Collected data entries

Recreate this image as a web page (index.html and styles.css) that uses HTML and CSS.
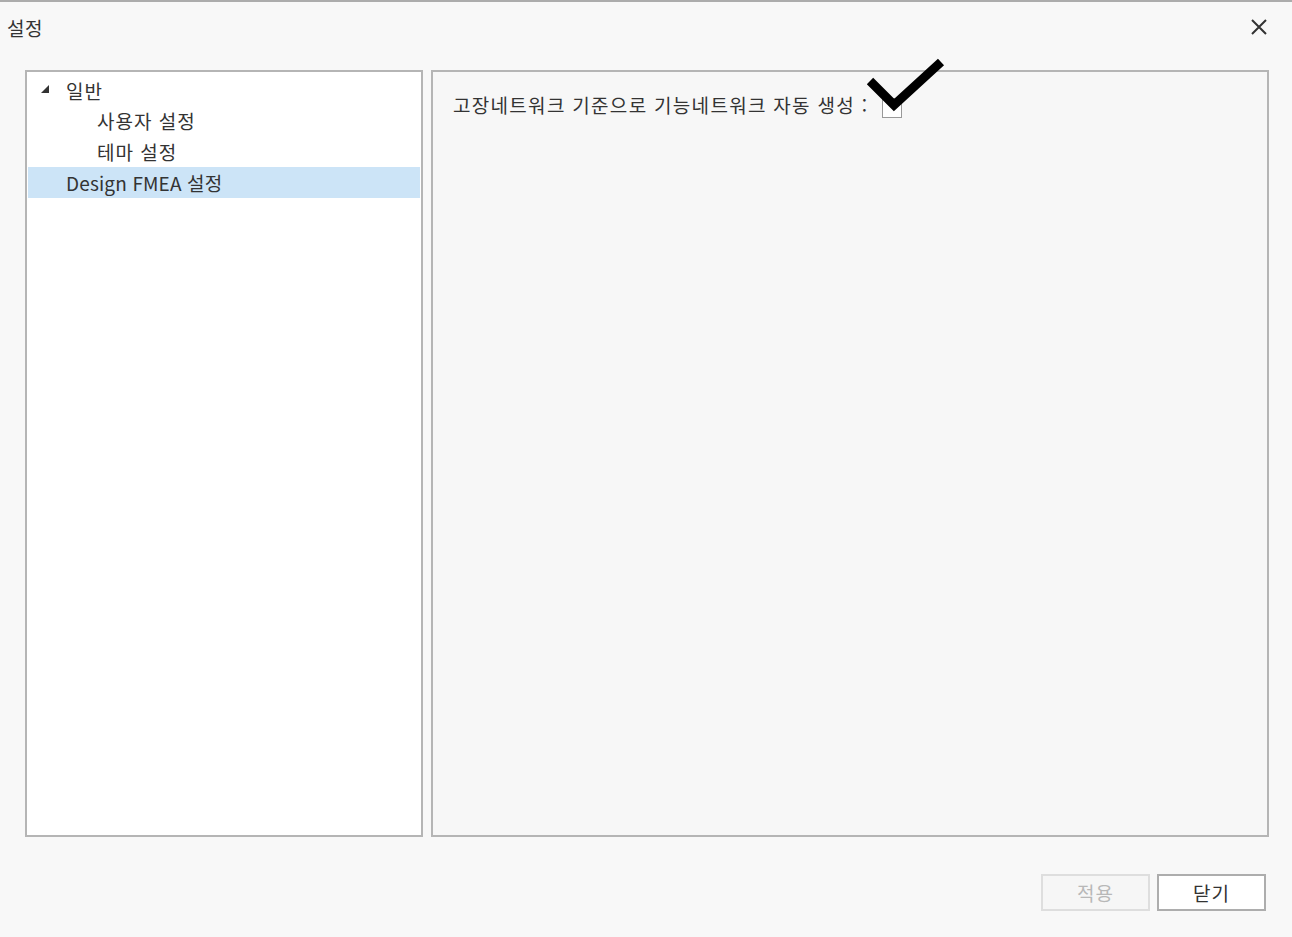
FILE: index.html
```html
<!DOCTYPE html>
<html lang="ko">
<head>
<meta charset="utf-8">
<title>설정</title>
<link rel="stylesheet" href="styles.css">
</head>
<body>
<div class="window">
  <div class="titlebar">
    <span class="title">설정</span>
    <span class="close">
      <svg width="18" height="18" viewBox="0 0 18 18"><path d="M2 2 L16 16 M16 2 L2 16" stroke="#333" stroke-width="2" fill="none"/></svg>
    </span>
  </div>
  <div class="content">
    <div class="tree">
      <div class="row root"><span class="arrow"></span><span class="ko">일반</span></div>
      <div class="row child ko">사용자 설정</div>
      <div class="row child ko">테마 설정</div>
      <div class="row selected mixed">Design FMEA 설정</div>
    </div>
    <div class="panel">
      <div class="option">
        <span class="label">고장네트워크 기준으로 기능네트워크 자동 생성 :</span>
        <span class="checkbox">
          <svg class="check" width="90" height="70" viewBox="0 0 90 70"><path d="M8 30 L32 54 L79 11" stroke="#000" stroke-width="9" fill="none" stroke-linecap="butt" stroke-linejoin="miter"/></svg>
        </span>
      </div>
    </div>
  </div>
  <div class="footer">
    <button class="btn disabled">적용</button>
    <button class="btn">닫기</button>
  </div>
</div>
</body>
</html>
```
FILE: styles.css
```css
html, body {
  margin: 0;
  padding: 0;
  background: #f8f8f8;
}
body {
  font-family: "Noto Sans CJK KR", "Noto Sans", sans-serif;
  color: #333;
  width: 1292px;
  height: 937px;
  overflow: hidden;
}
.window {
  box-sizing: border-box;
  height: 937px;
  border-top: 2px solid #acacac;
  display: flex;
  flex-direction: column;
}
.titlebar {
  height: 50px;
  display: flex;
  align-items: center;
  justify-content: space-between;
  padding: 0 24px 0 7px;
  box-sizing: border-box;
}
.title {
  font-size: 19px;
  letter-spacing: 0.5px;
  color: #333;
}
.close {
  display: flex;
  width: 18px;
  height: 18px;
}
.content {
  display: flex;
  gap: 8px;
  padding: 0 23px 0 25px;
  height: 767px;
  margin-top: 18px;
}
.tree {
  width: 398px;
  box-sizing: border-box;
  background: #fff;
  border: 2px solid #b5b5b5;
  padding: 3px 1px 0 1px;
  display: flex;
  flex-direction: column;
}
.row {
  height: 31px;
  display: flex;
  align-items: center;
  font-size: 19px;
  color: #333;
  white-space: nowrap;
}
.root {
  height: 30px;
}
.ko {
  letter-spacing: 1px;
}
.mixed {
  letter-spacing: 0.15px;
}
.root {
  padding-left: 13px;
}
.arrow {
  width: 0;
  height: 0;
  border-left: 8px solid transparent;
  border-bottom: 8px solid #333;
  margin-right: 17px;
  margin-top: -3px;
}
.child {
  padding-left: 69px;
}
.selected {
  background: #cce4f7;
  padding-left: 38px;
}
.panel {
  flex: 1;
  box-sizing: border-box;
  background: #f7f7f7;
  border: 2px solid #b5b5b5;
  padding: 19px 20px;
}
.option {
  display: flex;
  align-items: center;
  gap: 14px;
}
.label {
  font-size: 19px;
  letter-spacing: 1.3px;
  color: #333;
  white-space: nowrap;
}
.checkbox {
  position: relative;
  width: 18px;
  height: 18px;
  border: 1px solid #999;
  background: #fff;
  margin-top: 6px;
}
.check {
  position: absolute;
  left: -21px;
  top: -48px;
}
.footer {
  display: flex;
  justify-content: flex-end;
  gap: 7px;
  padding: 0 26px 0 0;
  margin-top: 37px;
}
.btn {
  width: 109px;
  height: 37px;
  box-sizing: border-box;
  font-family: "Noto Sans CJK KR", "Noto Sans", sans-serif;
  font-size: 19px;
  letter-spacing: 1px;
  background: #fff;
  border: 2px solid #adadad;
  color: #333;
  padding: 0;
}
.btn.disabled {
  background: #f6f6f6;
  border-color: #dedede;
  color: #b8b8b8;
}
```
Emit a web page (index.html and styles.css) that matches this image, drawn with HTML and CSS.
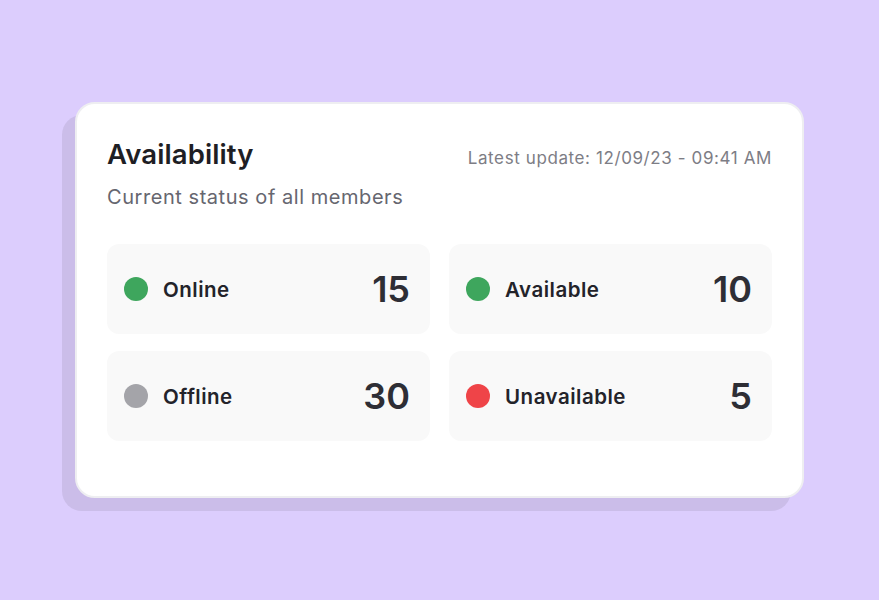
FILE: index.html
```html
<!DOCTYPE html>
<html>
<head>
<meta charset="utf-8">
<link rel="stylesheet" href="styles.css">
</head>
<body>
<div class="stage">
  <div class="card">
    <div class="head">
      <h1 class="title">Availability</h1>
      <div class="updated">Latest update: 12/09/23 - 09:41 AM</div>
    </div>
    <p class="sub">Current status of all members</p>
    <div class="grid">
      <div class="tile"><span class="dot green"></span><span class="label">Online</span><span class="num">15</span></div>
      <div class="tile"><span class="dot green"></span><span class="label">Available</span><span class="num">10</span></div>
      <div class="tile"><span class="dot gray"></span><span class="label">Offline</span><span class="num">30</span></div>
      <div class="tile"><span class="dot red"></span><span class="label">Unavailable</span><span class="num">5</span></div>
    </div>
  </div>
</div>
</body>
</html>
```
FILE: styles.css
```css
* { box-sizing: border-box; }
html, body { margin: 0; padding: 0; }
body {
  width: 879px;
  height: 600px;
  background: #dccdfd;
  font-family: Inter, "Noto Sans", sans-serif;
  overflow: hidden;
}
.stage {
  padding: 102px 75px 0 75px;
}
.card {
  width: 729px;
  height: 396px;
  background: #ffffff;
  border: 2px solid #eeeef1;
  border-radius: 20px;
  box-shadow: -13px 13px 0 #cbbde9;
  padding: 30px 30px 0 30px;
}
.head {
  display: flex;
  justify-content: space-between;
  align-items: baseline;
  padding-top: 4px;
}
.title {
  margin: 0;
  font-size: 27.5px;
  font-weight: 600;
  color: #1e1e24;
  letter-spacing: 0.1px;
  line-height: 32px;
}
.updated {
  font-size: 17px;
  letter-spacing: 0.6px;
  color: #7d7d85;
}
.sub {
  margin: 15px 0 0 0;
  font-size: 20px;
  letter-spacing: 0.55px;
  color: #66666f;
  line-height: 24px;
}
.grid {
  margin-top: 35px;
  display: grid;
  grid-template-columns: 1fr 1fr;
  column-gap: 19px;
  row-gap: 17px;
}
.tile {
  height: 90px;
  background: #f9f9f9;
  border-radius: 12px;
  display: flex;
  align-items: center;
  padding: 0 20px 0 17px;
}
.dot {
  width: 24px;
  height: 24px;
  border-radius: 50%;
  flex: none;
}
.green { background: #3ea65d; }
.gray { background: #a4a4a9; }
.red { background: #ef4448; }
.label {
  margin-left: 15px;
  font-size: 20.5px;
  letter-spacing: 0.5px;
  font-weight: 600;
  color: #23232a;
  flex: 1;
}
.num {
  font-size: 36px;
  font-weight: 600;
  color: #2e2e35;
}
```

Instructions for the task -> Go through the data and count each line that has the word "image", then give the total alone.

Written solution -> 2